Community, Painting, Traditional Art

Traditional Art – Painted Easter Eggs

Everyone loves chocolate eggs at Easter time, but for some cultures, eggs have always been much more significant than a sweet treat, and have evolved into a traditional art form in itself. This month, in Traditional Art From Around the World, I showcase some examples of Painted Easter Eggs from Eastern Europe.

Hand-painted-Easter-eggs-from-Budapest
Hand painted Easter eggs from Budapest

 

Poland, The Czech  Republic an d other Eastern European countries, follow a tradition of decorating eggs, in specific designs and colors, at Easter. The designs themselves are painted on hen or goose eggs, not wooden eggs, as some might think, and are executed with great care using age – old techniques.  The egg yolk and white are either allowed to dry up over time, or are removed by blowing through a small hole in the egg.

The designs are highly indicative of not only a cultural region but, in some cases, also a particular family, as can be seen in the following photo, from  http://polishfolkdolls.blogspot.com.au/

folk art eggs
[Source: http://polishfolkdolls.blogspot.com.au%5D
Czech Republic

The practice of covering an egg,with knotted wire, first developed as a Slovak tradition, but is also used in egg creations in the Czech Republic. Motifs and color combinations can at times appear cross cultural, and while traditional styles prevail, egg artists add their own individual form of inspiration in order to personalize the decorated Easter eggs.

Folk art - Czech egg

The most recognizable symbol of Easter, in Prague and the Czech Republic, is a hand-painted or decorated egg known as “Kraslice.” These eggs are made from ordinary eggs and ink, by the village girls, and are given to the village boys, on Easter Monday. On Easter Sunday, the boys make a kind of twisted cane/whip that usually decorated with a ribbon. On Easter Monday, they then travel to the houses, to visit the girls, and hit them around the legs with this whip, (an old tradition supposedly thought to increase fertility), after which the girls then give the boy an egg which the girls themselves, have decorated!

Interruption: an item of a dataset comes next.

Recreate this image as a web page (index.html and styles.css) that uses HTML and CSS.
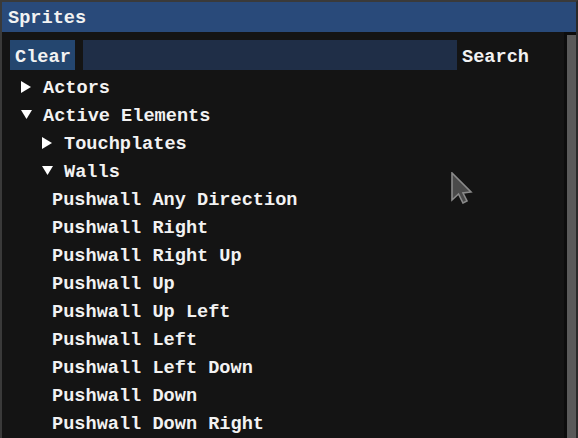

[Where were women’s rights in those days?]

These days the eggs are not so much a gift of love, from girl to boy, as a general reminder of the heritage and beauty from the region according to the differing techniques unique to each geographical, or cultural, area.

Kraslice eggs from httpforeignholidays.net

In Valassko, (Wallachia, Romania), Easter eggs are decorated in red, orange, and black with figural motifs like girls and roosters, whilst South Moravia is known for eggs created using the scratching technique.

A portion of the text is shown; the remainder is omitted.